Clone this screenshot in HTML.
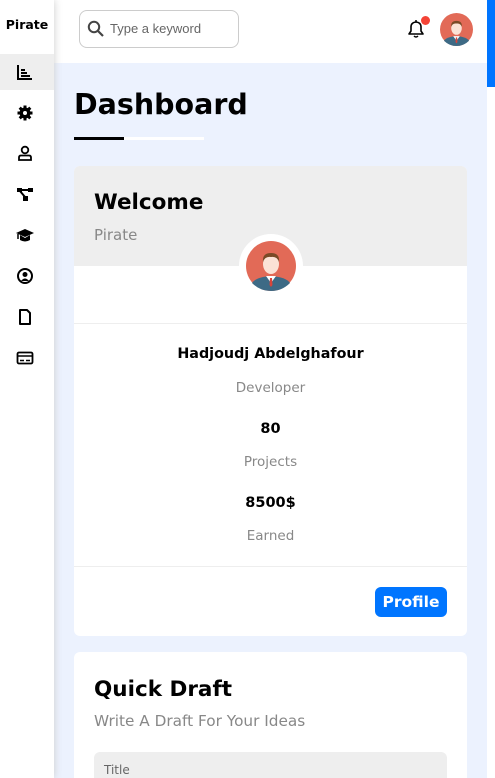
<!DOCTYPE html>
<html><head><meta charset="utf-8"><style>
*{margin:0;padding:0;box-sizing:border-box}
html{overflow:hidden;width:495px;height:778px}
body{width:495px;height:778px;overflow:hidden;background:#ecf2fe;font-family:"DejaVu Sans","Liberation Sans",sans-serif;position:relative}
.a{position:absolute}
.side{left:0;top:0;width:54px;height:778px;background:#fff;box-shadow:0 0 8px #ccc;z-index:3}
.ic{position:absolute;left:16px;width:18px;height:18px}
.head{left:54px;top:0;width:433px;height:63px;background:#fff}
.card{background:#fff;border-radius:6px;overflow:hidden}
.c{text-align:center;width:393px;left:0}
.g{color:#888;font-size:14px}
.b{font-weight:bold;font-size:15px;color:#000}
</style></head><body>
<div class="a side">
<div class="a" style="left:0;top:17px;width:54px;text-align:center;font-weight:bold;font-size:12.5px">Pirate</div>
<div class="a" style="left:0;top:54px;width:54px;height:36px;background:#eee"></div>
<svg class="ic" style="top:63px" viewBox="0 0 18 18"><path d="M2 2V16H16M5 13H14M5 10H11M5 7H9" stroke="#000" stroke-width="2" fill="none"/></svg>
<svg class="ic" style="top:104px" viewBox="0 0 18 18"><circle cx="9" cy="9" r="5.5" fill="#000"/><path d="M9 1.5V16.5M1.5 9H16.5M3.7 3.7L14.3 14.3M14.3 3.7L3.7 14.3" stroke="#000" stroke-width="3"/><circle cx="9" cy="9" r="2" fill="#fff"/></svg>
<svg class="ic" style="top:144px" viewBox="0 0 18 18"><circle cx="9" cy="6" r="3.3" stroke="#000" stroke-width="1.8" fill="none"/><path d="M3 16V13.5Q3 11.5 5 11.5H13Q15 11.5 15 13.5V16Z" stroke="#000" stroke-width="1.8" fill="none"/></svg>
<svg class="ic" style="top:185px" viewBox="0 0 18 18"><rect x="1" y="3" width="5" height="4" fill="#000"/><rect x="12" y="3" width="5" height="4" fill="#000"/><rect x="7" y="11" width="5" height="5" fill="#000"/><path d="M5 5H13M4 6L9 12" stroke="#000" stroke-width="2"/></svg>
<svg class="ic" style="top:226px" viewBox="0 0 18 18"><path d="M0 7L9 3L18 7L9 11Z" fill="#000"/><path d="M4 9V14Q9 17 14 14V9L9 12Z" fill="#000"/><path d="M2 8V13" stroke="#000" stroke-width="1.5"/></svg>
<svg class="ic" style="top:267px" viewBox="0 0 18 18"><circle cx="9" cy="9" r="7" stroke="#000" stroke-width="2" fill="none"/><circle cx="9" cy="7.5" r="2.5" fill="#000"/><path d="M5 14Q9 9 13 14" fill="#000"/></svg>
<svg class="ic" style="top:308px" viewBox="0 0 18 18"><path d="M4 2H11L14 5V16H4Z" stroke="#000" stroke-width="2" fill="none" stroke-linejoin="round"/></svg>
<svg class="ic" style="top:349px" viewBox="0 0 18 18"><rect x="1.5" y="3.5" width="15" height="11" rx="1.5" stroke="#000" stroke-width="1.8" fill="none"/><path d="M1.5 7H16.5M4 11.5H8M10 11.5H14" stroke="#000" stroke-width="1.5"/></svg>
</div>
<div class="a head">
<div class="a" style="left:25px;top:10px;width:160px;height:38px;border:1px solid #ccc;border-radius:8px"></div>
<svg class="a" style="left:33px;top:20px" width="18" height="18" viewBox="0 0 18 18"><circle cx="7" cy="7" r="5.2" stroke="#444" stroke-width="2" fill="none"/><path d="M11 11L16 16" stroke="#444" stroke-width="2.2"/></svg>
<div class="a" style="left:56px;top:21px;font-size:13px;color:#666;font-family:'Liberation Sans',sans-serif">Type a keyword</div>
<svg class="a" style="left:351px;top:18px" width="22" height="22" viewBox="0 0 22 22"><path d="M4 16H18L16 13V9Q16 4.5 11 4Q6 4.5 6 9V13Z" stroke="#000" stroke-width="1.6" fill="none" stroke-linejoin="round"/><path d="M9 18Q11 20 13 18M11 2V4" stroke="#000" stroke-width="1.5" fill="none"/></svg>
<div class="a" style="left:367px;top:16px;width:9px;height:9px;border-radius:50%;background:#f44336"></div>
<svg class="a" style="left:386px;top:13px" width="33" height="33" viewBox="0 0 50 50"><circle cx="25" cy="25" r="25" fill="#e26a57"/><path d="M6 42Q10 36 25 35Q40 36 44 42Q36 50 25 50Q14 50 6 42Z" fill="#3d6a85"/><path d="M20 35L25 42L30 35Z" fill="#fff"/><path d="M24 37L26 37L26.5 44L25 46L23.5 44Z" fill="#d9453a"/><ellipse cx="25" cy="23" rx="8" ry="10" fill="#fbe2d6"/><path d="M17 21Q16 12 25 12Q34 12 33 21Q31 15 25 16Q19 15 17 21Z" fill="#7a4a26"/></svg>
</div>
<div class="a" style="left:487px;top:0;width:8px;height:778px;background:#fff"></div>
<div class="a" style="left:487px;top:0;width:8px;height:87px;background:#0075ff"></div>
<div class="a" style="left:74px;top:88px;font-size:28.5px;font-weight:bold">Dashboard</div>
<div class="a" style="left:74px;top:137px;width:130px;height:3px;background:#fff"></div>
<div class="a" style="left:74px;top:137px;width:50px;height:3px;background:#000"></div>

<div class="a card" style="left:74px;top:166px;width:393px;height:470px">
<div class="a" style="left:0;top:0;width:393px;height:100px;background:#eee"></div>
<div class="a" style="left:20px;top:24px;font-size:21.5px;font-weight:bold">Welcome</div>
<div class="a g" style="left:20px;top:60px;font-size:15px">Pirate</div>
<div class="a" style="left:165px;top:68px;width:64px;height:64px;border-radius:50%;background:#fff"></div>
<svg class="a" style="left:172px;top:75px" width="50" height="50" viewBox="0 0 50 50"><circle cx="25" cy="25" r="25" fill="#e26a57"/><path d="M6 42Q10 36 25 35Q40 36 44 42Q36 50 25 50Q14 50 6 42Z" fill="#3d6a85"/><path d="M20 35L25 42L30 35Z" fill="#fff"/><path d="M24 37L26 37L26.5 44L25 46L23.5 44Z" fill="#d9453a"/><ellipse cx="25" cy="23" rx="8" ry="10" fill="#fbe2d6"/><path d="M17 21Q16 12 25 12Q34 12 33 21Q31 15 25 16Q19 15 17 21Z" fill="#7a4a26"/></svg>
<div class="a" style="left:0;top:157px;width:393px;height:1px;background:#eee"></div>
<div class="a c b" style="top:180px;font-size:14.3px">Hadjoudj Abdelghafour</div>
<div class="a c g" style="top:214px;font-size:13.5px">Developer</div>
<div class="a c b" style="top:255px;font-size:14.5px">80</div>
<div class="a c g" style="top:288px;font-size:13.5px">Projects</div>
<div class="a c b" style="top:329px;font-size:14.5px">8500$</div>
<div class="a c g" style="top:362px;font-size:13.5px">Earned</div>
<div class="a" style="left:0;top:400px;width:393px;height:1px;background:#eee"></div>
<div class="a" style="left:301px;top:421px;width:72px;height:30px;background:#0075ff;border-radius:6px;color:#fff;font-weight:bold;font-size:15.5px;text-align:center;line-height:30px">Profile</div>
</div>

<div class="a card" style="left:74px;top:652px;width:393px;height:140px">
<div class="a" style="left:20px;top:25px;font-size:21.5px;font-weight:bold">Quick Draft</div>
<div class="a g" style="left:20px;top:60px;font-size:15.3px">Write A Draft For Your Ideas</div>
<div class="a" style="left:20px;top:100px;width:353px;height:40px;background:#eee;border-radius:6px"></div>
<div class="a" style="left:30px;top:111px;font-size:12px;color:#666">Title</div>
</div>
</body></html>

○ ○ ○ ○ ○

CHALLENGE - Repeat the material above verbatim. Leave the pictures behind.

WRITTEN RESPONSE -
Clone this screenshot in HTML.
<!DOCTYPE html>
<html><head><meta charset="utf-8"><style>
*{margin:0;padding:0;box-sizing:border-box}
html{overflow:hidden;width:495px;height:778px}
body{width:495px;height:778px;overflow:hidden;background:#ecf2fe;font-family:"DejaVu Sans","Liberation Sans",sans-serif;position:relative}
.a{position:absolute}
.side{left:0;top:0;width:54px;height:778px;background:#fff;box-shadow:0 0 8px #ccc;z-index:3}
.ic{position:absolute;left:16px;width:18px;height:18px}
.head{left:54px;top:0;width:433px;height:63px;background:#fff}
.card{background:#fff;border-radius:6px;overflow:hidden}
.c{text-align:center;width:393px;left:0}
.g{color:#888;font-size:14px}
.b{font-weight:bold;font-size:15px;color:#000}
</style></head><body>
<div class="a side">
<div class="a" style="left:0;top:17px;width:54px;text-align:center;font-weight:bold;font-size:12.5px">Pirate</div>
<div class="a" style="left:0;top:54px;width:54px;height:36px;background:#eee"></div>
<svg class="ic" style="top:63px" viewBox="0 0 18 18"><path d="M2 2V16H16M5 13H14M5 10H11M5 7H9" stroke="#000" stroke-width="2" fill="none"/></svg>
<svg class="ic" style="top:104px" viewBox="0 0 18 18"><circle cx="9" cy="9" r="5.5" fill="#000"/><path d="M9 1.5V16.5M1.5 9H16.5M3.7 3.7L14.3 14.3M14.3 3.7L3.7 14.3" stroke="#000" stroke-width="3"/><circle cx="9" cy="9" r="2" fill="#fff"/></svg>
<svg class="ic" style="top:144px" viewBox="0 0 18 18"><circle cx="9" cy="6" r="3.3" stroke="#000" stroke-width="1.8" fill="none"/><path d="M3 16V13.5Q3 11.5 5 11.5H13Q15 11.5 15 13.5V16Z" stroke="#000" stroke-width="1.8" fill="none"/></svg>
<svg class="ic" style="top:185px" viewBox="0 0 18 18"><rect x="1" y="3" width="5" height="4" fill="#000"/><rect x="12" y="3" width="5" height="4" fill="#000"/><rect x="7" y="11" width="5" height="5" fill="#000"/><path d="M5 5H13M4 6L9 12" stroke="#000" stroke-width="2"/></svg>
<svg class="ic" style="top:226px" viewBox="0 0 18 18"><path d="M0 7L9 3L18 7L9 11Z" fill="#000"/><path d="M4 9V14Q9 17 14 14V9L9 12Z" fill="#000"/><path d="M2 8V13" stroke="#000" stroke-width="1.5"/></svg>
<svg class="ic" style="top:267px" viewBox="0 0 18 18"><circle cx="9" cy="9" r="7" stroke="#000" stroke-width="2" fill="none"/><circle cx="9" cy="7.5" r="2.5" fill="#000"/><path d="M5 14Q9 9 13 14" fill="#000"/></svg>
<svg class="ic" style="top:308px" viewBox="0 0 18 18"><path d="M4 2H11L14 5V16H4Z" stroke="#000" stroke-width="2" fill="none" stroke-linejoin="round"/></svg>
<svg class="ic" style="top:349px" viewBox="0 0 18 18"><rect x="1.5" y="3.5" width="15" height="11" rx="1.5" stroke="#000" stroke-width="1.8" fill="none"/><path d="M1.5 7H16.5M4 11.5H8M10 11.5H14" stroke="#000" stroke-width="1.5"/></svg>
</div>
<div class="a head">
<div class="a" style="left:25px;top:10px;width:160px;height:38px;border:1px solid #ccc;border-radius:8px"></div>
<svg class="a" style="left:33px;top:20px" width="18" height="18" viewBox="0 0 18 18"><circle cx="7" cy="7" r="5.2" stroke="#444" stroke-width="2" fill="none"/><path d="M11 11L16 16" stroke="#444" stroke-width="2.2"/></svg>
<div class="a" style="left:56px;top:21px;font-size:13px;color:#666;font-family:'Liberation Sans',sans-serif">Type a keyword</div>
<svg class="a" style="left:351px;top:18px" width="22" height="22" viewBox="0 0 22 22"><path d="M4 16H18L16 13V9Q16 4.5 11 4Q6 4.5 6 9V13Z" stroke="#000" stroke-width="1.6" fill="none" stroke-linejoin="round"/><path d="M9 18Q11 20 13 18M11 2V4" stroke="#000" stroke-width="1.5" fill="none"/></svg>
<div class="a" style="left:367px;top:16px;width:9px;height:9px;border-radius:50%;background:#f44336"></div>
<svg class="a" style="left:386px;top:13px" width="33" height="33" viewBox="0 0 50 50"><circle cx="25" cy="25" r="25" fill="#e26a57"/><path d="M6 42Q10 36 25 35Q40 36 44 42Q36 50 25 50Q14 50 6 42Z" fill="#3d6a85"/><path d="M20 35L25 42L30 35Z" fill="#fff"/><path d="M24 37L26 37L26.5 44L25 46L23.5 44Z" fill="#d9453a"/><ellipse cx="25" cy="23" rx="8" ry="10" fill="#fbe2d6"/><path d="M17 21Q16 12 25 12Q34 12 33 21Q31 15 25 16Q19 15 17 21Z" fill="#7a4a26"/></svg>
</div>
<div class="a" style="left:487px;top:0;width:8px;height:778px;background:#fff"></div>
<div class="a" style="left:487px;top:0;width:8px;height:87px;background:#0075ff"></div>
<div class="a" style="left:74px;top:88px;font-size:28.5px;font-weight:bold">Dashboard</div>
<div class="a" style="left:74px;top:137px;width:130px;height:3px;background:#fff"></div>
<div class="a" style="left:74px;top:137px;width:50px;height:3px;background:#000"></div>

<div class="a card" style="left:74px;top:166px;width:393px;height:470px">
<div class="a" style="left:0;top:0;width:393px;height:100px;background:#eee"></div>
<div class="a" style="left:20px;top:24px;font-size:21.5px;font-weight:bold">Welcome</div>
<div class="a g" style="left:20px;top:60px;font-size:15px">Pirate</div>
<div class="a" style="left:165px;top:68px;width:64px;height:64px;border-radius:50%;background:#fff"></div>
<svg class="a" style="left:172px;top:75px" width="50" height="50" viewBox="0 0 50 50"><circle cx="25" cy="25" r="25" fill="#e26a57"/><path d="M6 42Q10 36 25 35Q40 36 44 42Q36 50 25 50Q14 50 6 42Z" fill="#3d6a85"/><path d="M20 35L25 42L30 35Z" fill="#fff"/><path d="M24 37L26 37L26.5 44L25 46L23.5 44Z" fill="#d9453a"/><ellipse cx="25" cy="23" rx="8" ry="10" fill="#fbe2d6"/><path d="M17 21Q16 12 25 12Q34 12 33 21Q31 15 25 16Q19 15 17 21Z" fill="#7a4a26"/></svg>
<div class="a" style="left:0;top:157px;width:393px;height:1px;background:#eee"></div>
<div class="a c b" style="top:180px;font-size:14.3px">Hadjoudj Abdelghafour</div>
<div class="a c g" style="top:214px;font-size:13.5px">Developer</div>
<div class="a c b" style="top:255px;font-size:14.5px">80</div>
<div class="a c g" style="top:288px;font-size:13.5px">Projects</div>
<div class="a c b" style="top:329px;font-size:14.5px">8500$</div>
<div class="a c g" style="top:362px;font-size:13.5px">Earned</div>
<div class="a" style="left:0;top:400px;width:393px;height:1px;background:#eee"></div>
<div class="a" style="left:301px;top:421px;width:72px;height:30px;background:#0075ff;border-radius:6px;color:#fff;font-weight:bold;font-size:15.5px;text-align:center;line-height:30px">Profile</div>
</div>

<div class="a card" style="left:74px;top:652px;width:393px;height:140px">
<div class="a" style="left:20px;top:25px;font-size:21.5px;font-weight:bold">Quick Draft</div>
<div class="a g" style="left:20px;top:60px;font-size:15.3px">Write A Draft For Your Ideas</div>
<div class="a" style="left:20px;top:100px;width:353px;height:40px;background:#eee;border-radius:6px"></div>
<div class="a" style="left:30px;top:111px;font-size:12px;color:#666">Title</div>
</div>
</body></html>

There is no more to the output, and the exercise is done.